Jorge Furtado, no entanto, sabe fugir dos riscos se lhe impõem: o peso de um didatismo (o processo de produção cinematográfica passo-a-passo) e o ridículo do amadorismo do filme dos personagens (o resultado tosco de quem realiza sem dominar a técnica e sem possuir os meios). Saneamento Básico é instrutivo e é cômico. Mas, antes disso, é afetivo. Seja para quem conhece os meandros da experiência de realizar um filme, seja para quem a desconhece por completo, o filme comunica uma paixão em curso.

Marina e Joaquim se apaixonam por uma atividade antes desconhecida, ou, melhor dizendo, atividades. Tratam-se, para eles, das descobertas mais sutis e discretas de quem se engaja no fazer cinematográfico – mesmo que isto, por ventura, não esteja explicitado –, assim como: o destilar de uma sensação em uma sucessão de imagens; a descrição objetiva de uma visualização mental vaga e abstrata; o surpreender-se com a manifestação de um ator diante da câmera; os imprevistos que se oferecem como meio de criação. Talvez por isso possamos rir com leveza do fato deles ignorarem a gravação descontínua (e a montagem posterior), não ensaiarem as falas e a impostação de voz, ou “plantarem” informações para a compreensão do roteiro nos diálogos. No fim das contas, tudo isto são detalhes. As dificuldades enfrentadas (por desconhecimento ou outros tipos de limitações) não impedem que o processo seja recompensatório e enriquecedor para os envolvidos e que o produto final se revele satisfatório.

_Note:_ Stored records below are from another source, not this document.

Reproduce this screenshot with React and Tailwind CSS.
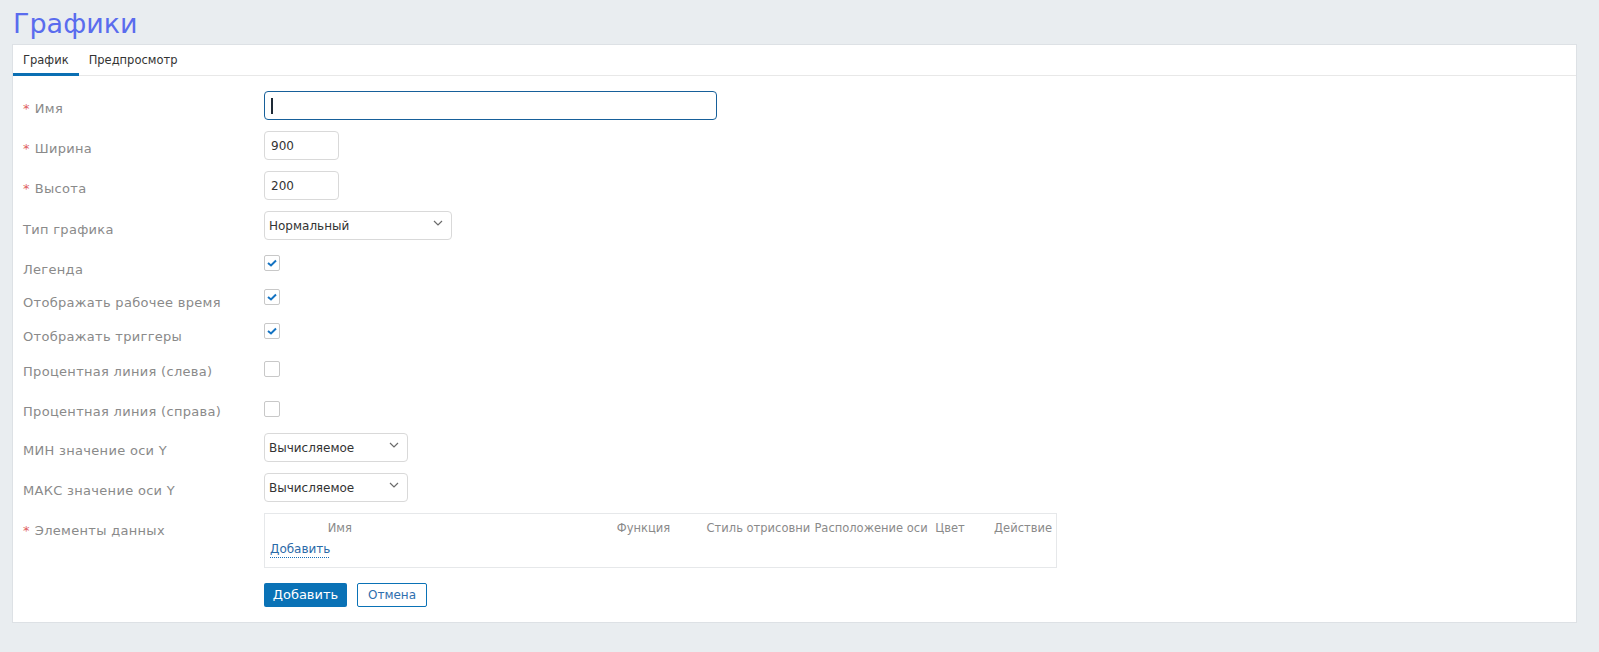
// App.jsx
import React from "react";

const FONT = { fontFamily: '"DejaVu Sans", "Noto Sans", sans-serif' };

// ---------- small form bits ----------
const Chevron = () => (
  <svg width="10" height="6" viewBox="0 0 10 6" className="mt-[8px]">
    <polyline points="1,1 5,5 9,1" fill="none" stroke="#6b6b6b" strokeWidth="1.2" />
  </svg>
);

const Select = ({ value, width }) => (
  <div
    className={`flex h-[29px] ${width} items-start justify-between rounded-[4px] border border-[#d9d9d9] bg-white pl-[4px] pr-[8px]`}
  >
    <span className="mt-[6px] text-[12px] leading-[16px] text-[#333]">{value}</span>
    <Chevron />
  </div>
);

const TextInput = ({ value }) => (
  <div className="flex h-[29px] w-[75px] items-center rounded-[4px] border border-[#d9d9d9] bg-white pl-[6px] text-[12px] text-[#333]">
    {value}
  </div>
);

const Checkbox = ({ checked }) => (
  <div className="flex h-[16px] w-[16px] items-center justify-center rounded-[2px] border border-[#c8c8c8] bg-white">
    {checked && (
      <svg width="10" height="8" viewBox="0 0 10 8">
        <polyline points="1,4 4,6.5 9,1.5" fill="none" stroke="#1473c2" strokeWidth="2" />
      </svg>
    )}
  </div>
);

const Label = ({ text, required, mt }) => (
  <div className={`w-[241px] shrink-0 text-[13px] leading-[20px] tracking-[0.3px] text-[#8a8a8a] ${mt}`}>
    {required && <span className="mr-[5px] text-[#e0615f]">*</span>}
    {text}
  </div>
);

const DataTable = () => (
  <div className="h-[55px] w-[793px] border border-[#e6e8ea] bg-white pt-[4px] text-[11.5px] leading-[20px] text-[#8a8a8a]">
    <div className="flex whitespace-nowrap">
      <span className="w-[150px] text-center">Имя</span>
      <span className="ml-[202px] w-[90px]">Функция</span>
      <span className="w-[108px]">Стиль отрисовни</span>
      <span className="w-[121px]">Расположение оси</span>
      <span className="w-[59px]">Цвет</span>
      <span className="flex-1 pr-[4px] text-right">Действие</span>
    </div>
    <div className="mt-[1px] pl-[5px]">
      <span className="text-[12px] text-[#2b6aa8] underline decoration-dotted decoration-[#1a6fb8] underline-offset-[4px]">
        Добавить
      </span>
    </div>
  </div>
);

const rows = [
  {
    label: "Имя", required: true, h: "h-[40px]", mt: "mt-[8px]",
    control: (
      <div className="flex h-[29px] w-[453px] items-center rounded-[4px] border border-[#17609a] bg-white pl-[6px]">
        <div className="h-[16px] w-[2px] bg-[#1e2a36]" />
      </div>
    ),
  },
  { label: "Ширина", required: true, h: "h-[40px]", mt: "mt-[8px]", control: <TextInput value="900" /> },
  { label: "Высота", required: true, h: "h-[40px]", mt: "mt-[8px]", control: <TextInput value="200" /> },
  { label: "Тип графика", h: "h-[44px]", mt: "mt-[9px]", control: <Select value="Нормальный" width="w-[188px]" /> },
  { label: "Легенда", h: "h-[34px]", mt: "mt-[5px]", control: <Checkbox checked /> },
  { label: "Отображать рабочее время", h: "h-[34px]", mt: "mt-[4px]", control: <Checkbox checked /> },
  { label: "Отображать триггеры", h: "h-[38px]", mt: "mt-[4px]", control: <Checkbox checked /> },
  { label: "Процентная линия (слева)", h: "h-[40px]", mt: "mt-[1px]", control: <Checkbox /> },
  { label: "Процентная линия (справа)", h: "h-[32px]", mt: "mt-[1px]", control: <Checkbox /> },
  { label: "МИН значение оси Y", h: "h-[40px]", mt: "mt-[8px]", control: <Select value="Вычисляемое" width="w-[144px]" /> },
  { label: "МАКС значение оси Y", h: "h-[40px]", mt: "mt-[8px]", control: <Select value="Вычисляемое" width="w-[144px]" /> },
  { label: "Элементы данных", required: true, h: "h-[70px]", mt: "mt-[8px]", control: <DataTable /> },
];

const App = () => {
  return (
    <div className="min-h-[652px] w-full bg-[#e9edf0] pl-[12px] pr-[22px]" style={FONT}>
      {/* page title */}
      <div className="h-[44px] pl-[1px] pt-[6px] text-[27px] font-normal leading-[36px] text-[#5a6cee]">
        Графики
      </div>

      {/* card */}
      <div className="border border-[#dde1e5] bg-white">
        <div className="flex h-[31px] border-b border-[#e8e8e8] text-[11.5px] text-[#333]">
          <div className="flex h-[31px] items-center border-b-[3px] border-[#0b6fb3] px-[10px] pt-[3px]">
            График
          </div>
          <div className="flex h-[31px] items-center px-[10px]">Предпросмотр</div>
        </div>

        <div className="pb-[15px] pl-[10px] pt-[15px]">
          {rows.map((r, i) => (
            <div key={i} className={`flex items-start ${r.h}`}>
              <Label text={r.label} required={r.required} mt={r.mt} />
              {r.control}
            </div>
          ))}

          <div className="flex gap-[10px] pl-[241px]">
            <button className="h-[24px] w-[83px] rounded-[2px] bg-[#0a72b6] text-[13px] text-white">
              Добавить
            </button>
            <button className="h-[24px] w-[70px] rounded-[2px] border border-[#0a72b6] bg-white text-[12px] text-[#2f6fae]">
              Отмена
            </button>
          </div>
        </div>
      </div>
    </div>
  );
};

export default App;
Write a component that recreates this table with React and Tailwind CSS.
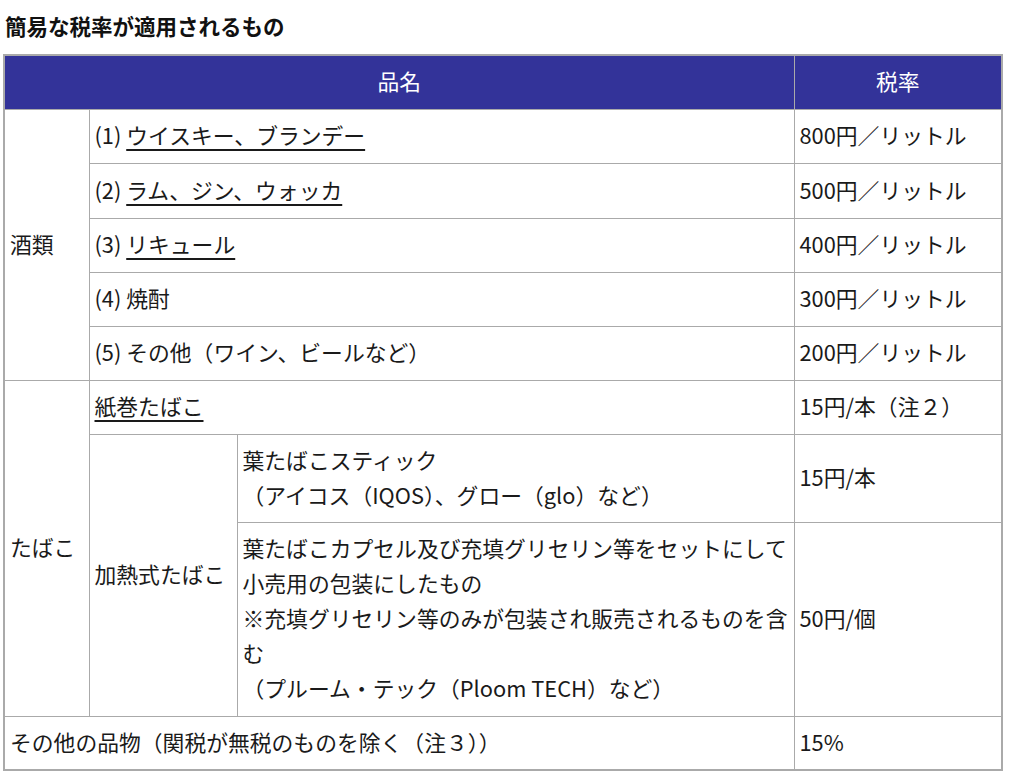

Se, por um lado, Furtado parece em alguns momentos estar fazendo o elogio de um cinema naif e inocente (como num estágio pré-técnica), ou de um vale-tudo criativo para além de qualquer crítica (que todos façam filmes, não importam quais), por outro, há o estímulo da paixão pela criação artística antes de qualquer coisa. E, quem sabe até mais importante, o incentivo que esta tenha meios de se manifestar em qualquer lugar: num grande centro ou numa comunidade afastada. Porque disto depende a saúde artística (para além da rubrica de “cultura”) de um povo: da multiplicidade e diversidade de tudo aquilo que não é ordinário, mas pessoal, inventivo e apaixonado.